We have been here for just 24 hours, and Cindy has accomplished some of the first items on the list: an escorted doctor visit, lists of medications, face-to-face evaluation of the situation.
I have installed Wi-Fi on their iMac (for our own convenience), tightened a dangerously and precariously loose blade on their ceiling fan, and demonstrated to them the joys of the attic fan. (They have stopped running the air conditioner, because keeping the house at 61 degrees when the outside is 99 is so expensive. It is considerably less hot than that now, but the house can be sweltering anyway.)
Alas, however, they don't like the fan because of the dirt and dust that the incoming air introduces into the house and the curtains it blows on its way in. (To clarify: This is in the middle of the suburbs; there is no perceptible incoming contamination.)
The trailer, sitting in the sun but with windows open, is more pleasant inside.

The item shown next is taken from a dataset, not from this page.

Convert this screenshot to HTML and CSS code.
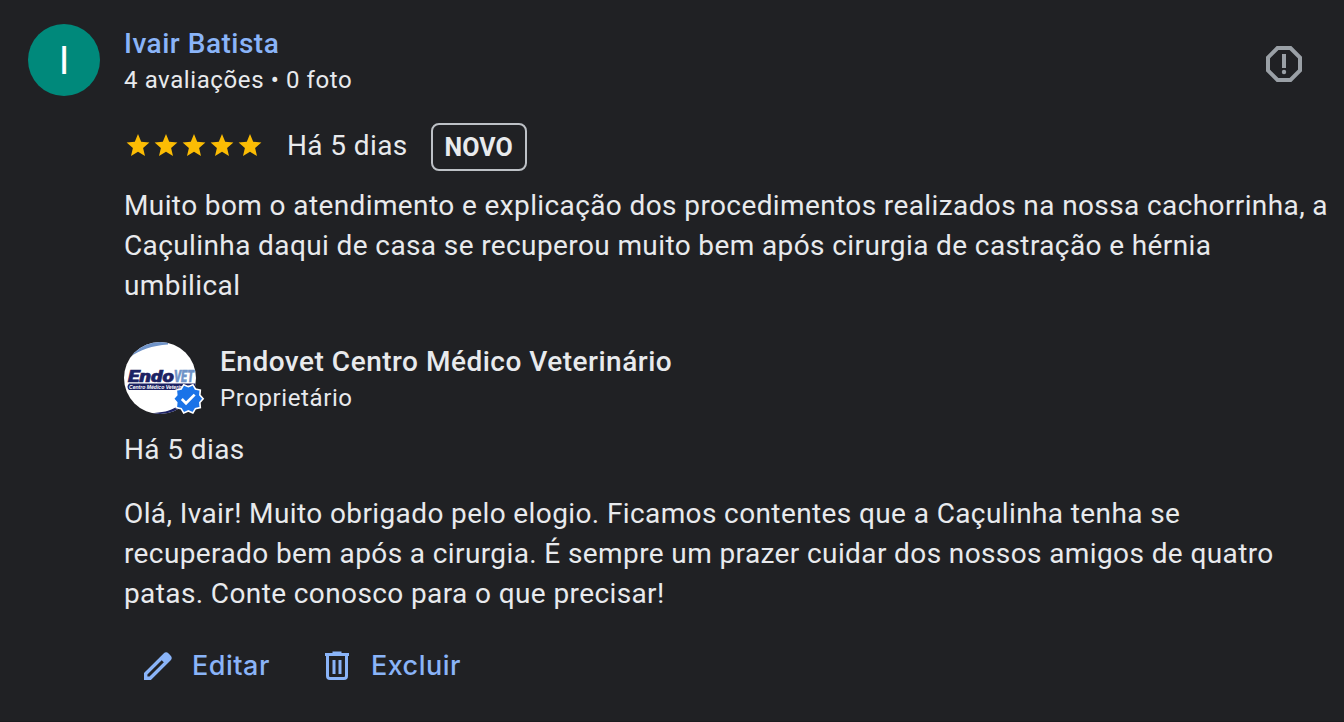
FILE: index.html
```html
<!DOCTYPE html>
<html lang="pt-BR">
<head>
    <meta charset="UTF-8">
    <meta name="viewport" content="width=device-width, initial-scale=1.0">
    <title>Avaliações</title>
    <link rel="stylesheet" href="styles.css">
</head>
<body>

    <div class="review">
        <div class="avatar">I</div>

        <div class="content">
            <!-- Reviewer -->
            <div class="header">
                <div>
                    <a class="name link">Ivair Batista</a>
                    <div class="subtitle">4 avaliações • 0 foto</div>
                </div>
                <svg class="report" viewBox="0 0 36 36">
                    <path d="M11.500 2h13L34 11.500v13L24.500 34h-13L2 24.500v-13z" fill="none" stroke="#9aa0a6" stroke-width="4"/>
                    <path d="M16 8h4v14h-4z" fill="#9aa0a6"/>
                    <circle cx="18" cy="26" r="2.200" fill="#9aa0a6"/>
                </svg>
            </div>

            <!-- Rating -->
            <div class="rating">
                <svg class="stars" viewBox="0 0 140 28">
                    <defs>
                        <path id="star" d="M14 20.700l7 4.300-1.900-8.100 6.300-5.500-8.200-.7L14 3l-3.200 7.700-8.200.7 6.300 5.500L7 25z"/>
                    </defs>
                    <g fill="#fbbc04">
                        <use href="#star"/>
                        <use href="#star" x="28"/>
                        <use href="#star" x="56"/>
                        <use href="#star" x="84"/>
                        <use href="#star" x="112"/>
                    </g>
                </svg>
                <span class="date">Há 5 dias</span>
                <span class="badge">NOVO</span>
            </div>

            <p class="text">Muito bom o atendimento e explicação dos procedimentos realizados na nossa cachorrinha, a Caçulinha daqui de casa se recuperou muito bem após cirurgia de castração e hérnia umbilical</p>

            <!-- Owner reply -->
            <div class="owner">
                <svg class="logo" viewBox="0 0 80 72">
                    <defs>
                        <clipPath id="round"><circle cx="36" cy="36" r="36"/></clipPath>
                    </defs>
                    <g clip-path="url(#round)">
                        <path d="M0 0h72v72H0z" fill="#fff"/>
                        <path d="M6 15C16 8 28 3.500 44 2.500V-2H6z" fill="#6f93c8"/>
                        <path d="M26 71C38 71 46 69 54 64L60 74H26z" fill="#1c2263"/>
                        <text class="logo-name" x="4" y="40" textLength="46" lengthAdjust="spacingAndGlyphs" fill="#1c2263" stroke="#1c2263" stroke-width=".6">Endo</text>
                        <text class="logo-name" x="50" y="40" textLength="20" lengthAdjust="spacingAndGlyphs" fill="#6f93c8" stroke="#6f93c8" stroke-width=".6">VET</text>
                        <path d="M5 41.500h67v6.500H5q-3-3.200 0-6.500z" fill="#1c2263"/>
                        <text class="logo-tag" x="5" y="46.700" textLength="63" lengthAdjust="spacingAndGlyphs" fill="#fff">Centro Médico Veterinário</text>
                    </g>
                    <g transform="translate(48.100 40.600) scale(1.350)">
                        <path d="M23 12l-2.440-2.780.34-3.680-3.610-.82-1.890-3.180L12 3 8.600 1.540 6.710 4.720l-3.610.81.34 3.680L1 12l2.440 2.780-.34 3.690 3.610.82 1.890 3.180L12 21l3.400 1.460 1.890-3.180 3.610-.82-.34-3.680L23 12z" fill="#1a73e8" stroke="#fff" stroke-width="1.200"/>
                        <path d="M7.200 12.200l3.100 3.100 6.400-6.400" fill="none" stroke="#fff" stroke-width="2"/>
                    </g>
                </svg>
                <div>
                    <div class="name">Endovet Centro Médico Veterinário</div>
                    <div class="subtitle">Proprietário</div>
                </div>
            </div>
            <div class="date">Há 5 dias</div>
            <p class="text reply">Olá, Ivair! Muito obrigado pelo elogio. Ficamos contentes que a Caçulinha tenha se recuperado bem após a cirurgia. É sempre um prazer cuidar dos nossos amigos de quatro patas. Conte conosco para o que precisar!</p>

            <div class="actions">
                <button>
                    <svg class="icon" viewBox="0 0 36 36">
                        <path d="M5.700 30.300v-4.500L24.800 6.700q1.300-1.300 2.600 0l1.900 1.900q1.300 1.300 0 2.600L10.200 30.300z" fill="none" stroke="#8ab4f8" stroke-width="3.400"/>
                        <path d="M20 10.500l5-5 5.500 5.500-5 5z" fill="#8ab4f8"/>
                    </svg>
                    Editar
                </button>
                <button>
                    <svg class="icon" viewBox="0 0 36 36" fill="none" stroke="#8ab4f8">
                        <path d="M6 6.500h24M13.500 5h9" stroke-width="3"/>
                        <path d="M8.500 8v20q0 2.500 2.500 2.500h14q2.500 0 2.500-2.500V8" stroke-width="3"/>
                        <path d="M15 12v14M21 12v14" stroke-width="3"/>
                    </svg>
                    Excluir
                </button>
            </div>
        </div>
    </div>

</body>
</html>
```
FILE: styles.css
```css
body {
    font-family: Roboto, sans-serif;
    background-color: #202124;
    color: #e8eaed;
    margin: 0;
}

.review {
    display: flex;
    gap: 24px;
    box-sizing: border-box;
    height: 722px;
    padding: 24px 14px 0 28px;
    border-bottom: 1px solid #1b1c1f;
}

.avatar {
    flex: none;
    box-sizing: border-box;
    width: 72px;
    height: 72px;
    padding-top: 1px;
    border-radius: 50%;
    background: #00897b;
    color: white;
    font-size: 39px;
    line-height: 72px;
    text-align: center;
}

.content {
    flex: 1;
}

.header {
    display: flex;
    justify-content: space-between;
}

.name {
    display: block;
    font-size: 28px;
    font-weight: 500;
    line-height: 40px;
    letter-spacing: 0.5px;
}

.link {
    color: #8ab4f8;
}

.subtitle {
    font-size: 24px;
    line-height: 32px;
    letter-spacing: 0.6px;
}

.report {
    width: 36px;
    height: 36px;
    margin: 22px 28px 0 0;
}

.rating {
    display: flex;
    align-items: center;
    height: 48px;
    margin-top: 27px;
}

.stars {
    width: 140px;
    height: 28px;
    margin: 0 23px 5px 0;
}

.date, .text {
    font-size: 28px;
    line-height: 40px;
    letter-spacing: 0.39px;
}

.rating .date {
    margin-bottom: 2px;
}

.badge {
    box-sizing: border-box;
    width: 96px;
    height: 48px;
    margin-left: 23px;
    border: 2px solid #bdc1c6;
    border-radius: 8px;
    font-size: 25px;
    font-weight: 700;
    line-height: 46px;
    text-align: center;
}

.text {
    margin: 15px 0 36px;
}

.owner {
    display: flex;
    gap: 16px;
    margin-bottom: 16px;
}

.logo {
    width: 80px;
    height: 72px;
    overflow: visible;
}

.logo-name {
    font: italic 900 17px Roboto, sans-serif;
}

.logo-tag {
    font: italic 700 5.5px "Liberation Sans", sans-serif;
}

.reply {
    margin: 24px 0 32px;
}

.actions {
    display: flex;
    gap: 49px;
    padding-left: 16px;
}

button {
    display: flex;
    align-items: center;
    gap: 16px;
    padding: 0;
    border: none;
    background: none;
    color: #8ab4f8;
    font: 500 27px/40px Inter, sans-serif;
    letter-spacing: 0.5px;
    cursor: pointer;
}

.icon {
    width: 36px;
    height: 36px;
}
```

It has been a bit warm; sunny, and obviously humid. However the nights are cool and filled with the sounds of lovelorn insects--something that we both miss. (Last night we had crickets, katydids, cicadas, things I don't know [never did], and a barred owl. Excellent!)
Rush hour through Denver yesterday morning and through Kansas City in the afternoon were nearly nothing. Furthermore, the arterials here in Independence were nearly deserted as we drove between the freeway exit and the destination neighborhood.
Very different.
The trip was tough but not difficult; the challenge was in its length compressed into as few hours as possible. For Cindy, the next weeks (expected to number four) may be far tougher. Her father and his wife are likely to feel similarly.
More later, should anything interesting occur.